- Data block -
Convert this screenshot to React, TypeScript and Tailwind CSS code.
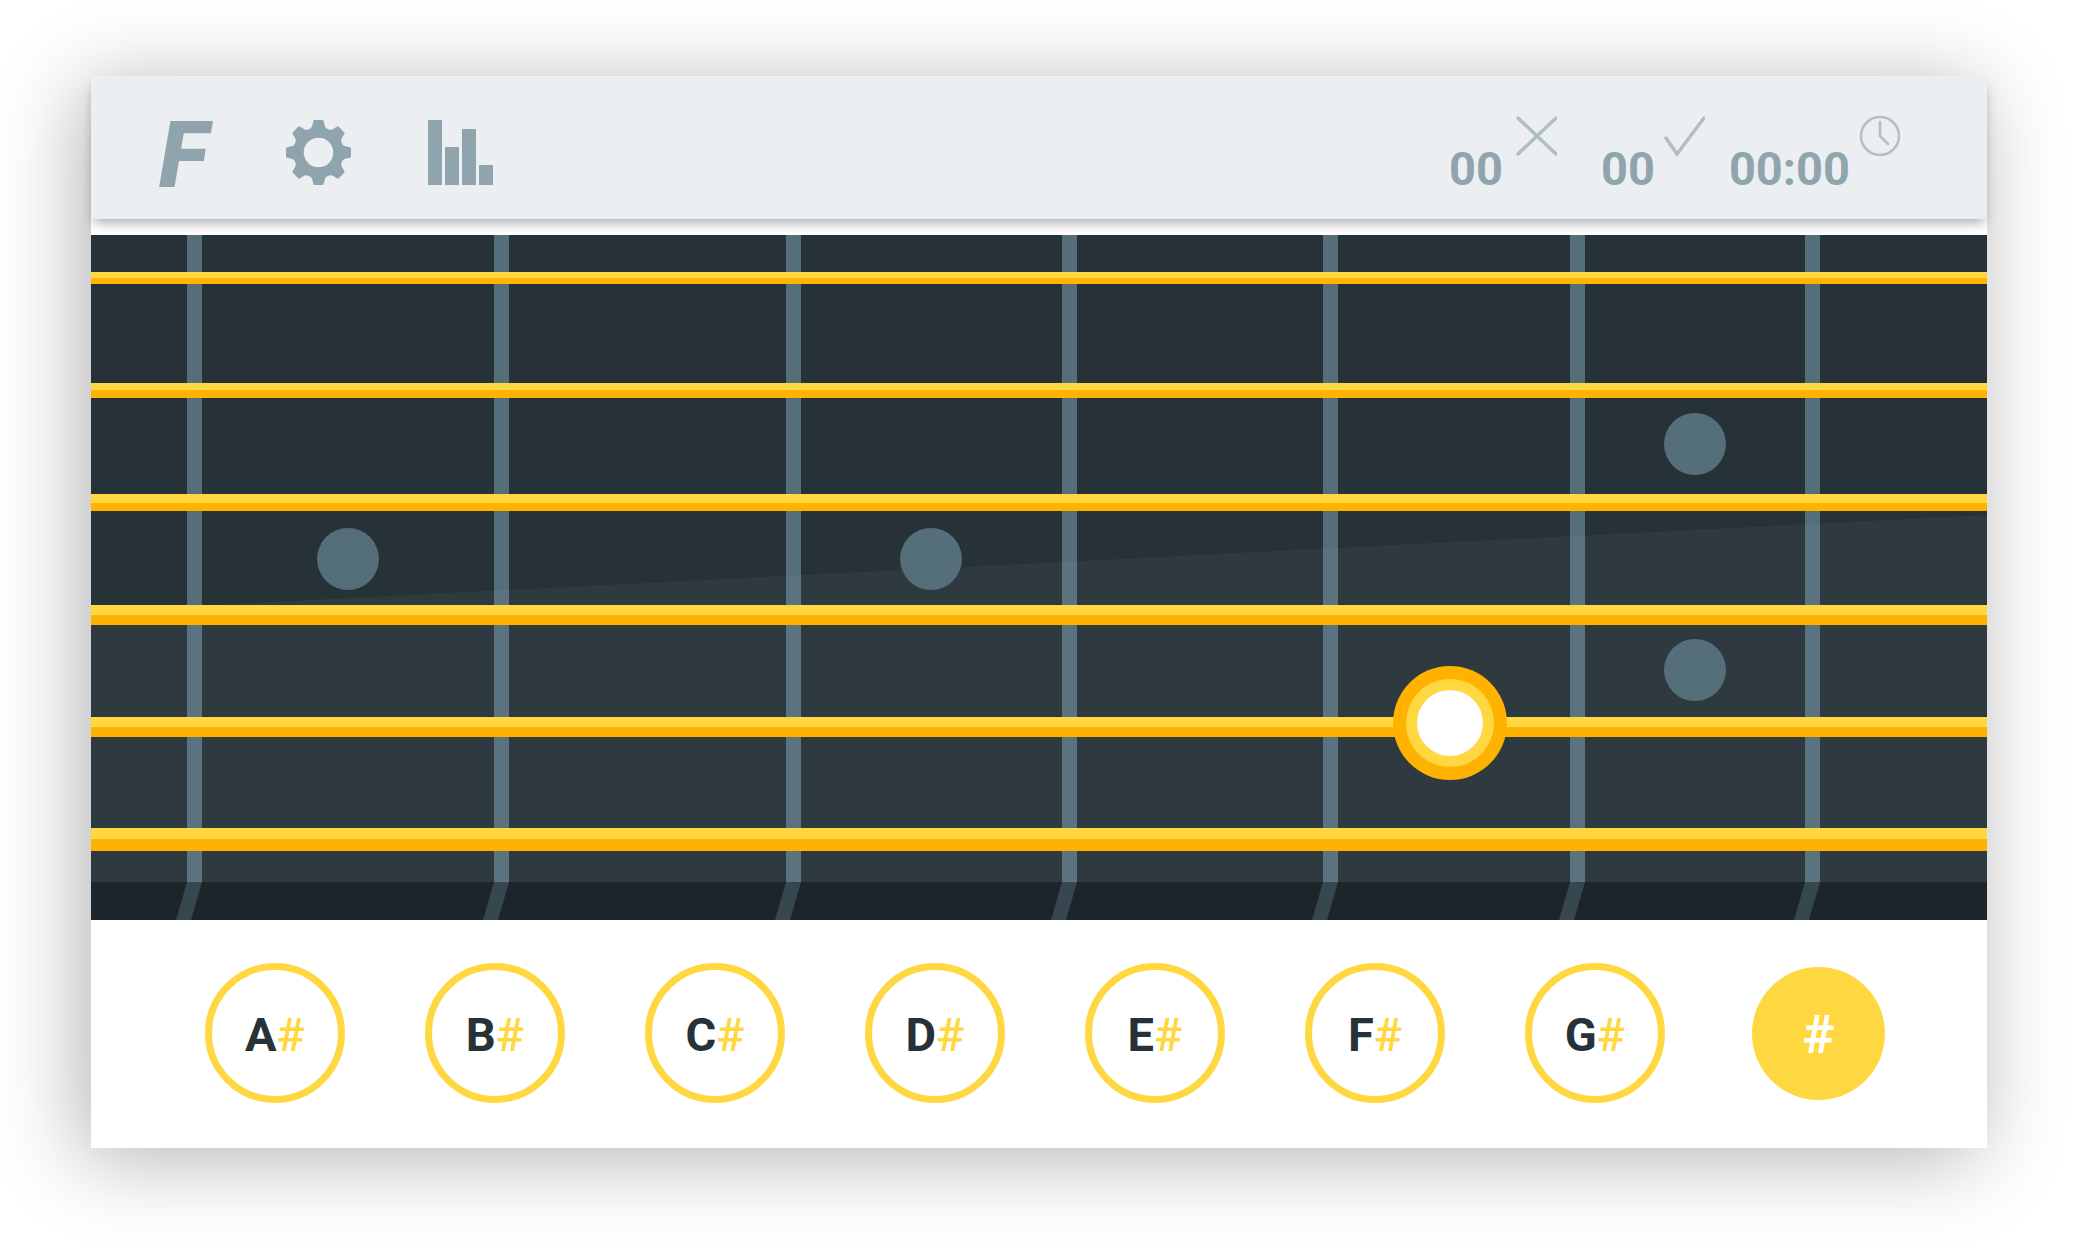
import React, { useState } from 'react';

const NOTES = ['A', 'B', 'C', 'D', 'E', 'F', 'G'];

// board units: 1896 x 685
const FRETS = [96, 403, 695, 971, 1232, 1479, 1714];
const STRINGS = [
  { y: 37, light: 6, height: 12 },
  { y: 148, light: 7, height: 15 },
  { y: 259, light: 9, height: 17 },
  { y: 370, light: 10, height: 20 },
  { y: 482, light: 10, height: 20 },
  { y: 593, light: 11, height: 23 },
];
const INLAYS = [
  { x: 257, y: 324 },
  { x: 840, y: 324 },
  { x: 1604, y: 209 },
  { x: 1604, y: 435 },
];

const GearIcon = () => (
  <svg viewBox="-33 -33 66 66" className="block size-[65px]" fill="currentColor" aria-hidden="true">
    <path
      fillRule="evenodd"
      d="M0 -25 a25 25 0 1 0 0 50 a25 25 0 1 0 0 -50 Z M0 -15 a15 15 0 1 1 0 30 a15 15 0 1 1 0 -30 Z"
    />
    {[0, 45, 90, 135, 180, 225, 270, 315].map((angle) => (
      <path
        key={angle}
        transform={`rotate(${angle})`}
        d="M-4.2 -33 H4.2 Q5 -33 5.3 -31.5 L6.6 -26.5 Q7.5 -24.3 10 -23.5 V-20 H-10 V-23.5 Q-7.5 -24.3 -6.6 -26.5 L-5.3 -31.5 Q-5 -33 -4.2 -33 Z"
      />
    ))}
  </svg>
);

const ChartIcon = () => (
  <svg viewBox="0 0 65 65" className="block size-[65px]" fill="currentColor" aria-hidden="true">
    <rect x="0" y="0" width="14" height="65" />
    <rect x="17" y="27" width="14" height="38" />
    <rect x="34" y="9" width="14" height="56" />
    <rect x="51" y="45" width="14" height="20" />
  </svg>
);

interface StatProps {
  label: string;
  value: string;
  className: string;
  children: React.ReactNode;
}

const Stat = ({ label, value, className, children }: StatProps) => (
  <div className={`flex items-start ${className}`} aria-label={label}>
    <span className="pt-7 text-[47px]/[50px] font-bold text-[#90a4ae]">{value}</span>
    <svg
      viewBox="0 0 42 42"
      className="size-[42px] text-[#b0bec5]"
      fill="none"
      stroke="currentColor"
      strokeWidth="3.5"
      strokeLinecap="round"
      aria-hidden="true"
    >
      {children}
    </svg>
  </div>
);

const Toolbar = () => (
  <header className="flex items-start justify-between bg-[#eceff1] pt-10 pr-[87px] pb-[25px] pl-[68px] shadow-[0_7px_11px_-3px_rgba(0,0,0,0.32)]">
    <nav className="flex items-start gap-[77px] pt-1 text-[#90a4ae]">
      <a href="#home" className="w-[50px] text-[92px]/[71px] font-black italic">F</a>
      <button type="button" aria-label="Settings">
        <GearIcon />
      </button>
      <button type="button" aria-label="Statistics">
        <ChartIcon />
      </button>
    </nav>
    <div className="flex items-start">
      <Stat label="Wrong answers" value="00" className="mr-11 gap-3">
        <path d="M3 2 L41 38 M41 2 L3 38" />
      </Stat>
      <Stat label="Correct answers" value="00" className="mr-6 gap-2">
        <path d="M3 22 L14 38 L41 2" />
      </Stat>
      <Stat label="Time" value="00:00" className="gap-2">
        <circle cx="22" cy="20" r="19" strokeWidth="2.5" />
        <path d="M22 6 V20 L30 28" strokeWidth="2.5" />
      </Stat>
    </div>
  </header>
);

const Fretboard = () => (
  <svg viewBox="0 0 1896 685" className="mt-4 block w-full" role="img" aria-label="Guitar fretboard">
    <rect width="1896" height="685" fill="#263238" />
    {FRETS.map((x) => (
      <rect key={x} x={x} width="15" height="647" fill="#546e7a" />
    ))}
    <path d="M0 376 L1896 280 V647 H0 Z" fill="#ffffff" fillOpacity="0.04" />

    {/* Neck edge */}
    <rect y="647" width="1896" height="38" fill="#1c2529" />
    {FRETS.map((x) => (
      <path key={x} d={`M${x} 647 h15 l-11 38 h-15 Z`} fill="#37474f" />
    ))}

    {INLAYS.map(({ x, y }) => (
      <circle key={`${x}-${y}`} cx={x} cy={y} r="31" fill="#546e7a" />
    ))}

    {STRINGS.map(({ y, light, height }) => (
      <g key={y}>
        <rect y={y} width="1896" height={height} fill="#ffb300" />
        <rect y={y} width="1896" height={light} fill="#ffd740" />
      </g>
    ))}

    {/* Note to guess */}
    <circle cx="1359" cy="488" r="57" fill="#ffb300" />
    <circle cx="1359" cy="488" r="44" fill="#ffd740" />
    <circle cx="1359" cy="488" r="33" fill="#ffffff" />
  </svg>
);

export default function App() {
  const [sharp, setSharp] = useState(true);

  return (
    <div className="bg-white pt-[76px] pr-[87px] pb-[102px] pl-[91px] font-['Roboto',sans-serif]">
      <main className="bg-white shadow-[-10px_10px_80px_rgba(0,0,0,0.3)]">
        <Toolbar />
        <Fretboard />
        <div className="flex items-center pt-[43px] pr-[102px] pb-[45px] pl-[114px]">
          <div className="flex gap-20">
            {NOTES.map((note) => (
              <button
                key={note}
                type="button"
                className="size-[140px] rounded-full border-[7px] border-[#ffd740] pt-1 text-[47px] font-bold text-[#263238]"
              >
                {note}
                {sharp && <span className="font-medium text-[#ffd740]">#</span>}
              </button>
            ))}
          </div>
          <button
            type="button"
            aria-pressed={sharp}
            onClick={() => setSharp(!sharp)}
            className="ml-auto size-[133px] rounded-full bg-[#ffd740] pt-0.5 text-[54px] font-bold text-white"
          >
            #
          </button>
        </div>
      </main>
    </div>
  );
}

- Set exercise -
Print, exactly as written, the lines above from the first one to the one containing "const NOTES = ['A', 'B', 'C', 'D', 'E', 'F', 'G'];". Leave out pictures.

- Answer to this task -
Convert this screenshot to React, TypeScript and Tailwind CSS code.
import React, { useState } from 'react';

const NOTES = ['A', 'B', 'C', 'D', 'E', 'F', 'G'];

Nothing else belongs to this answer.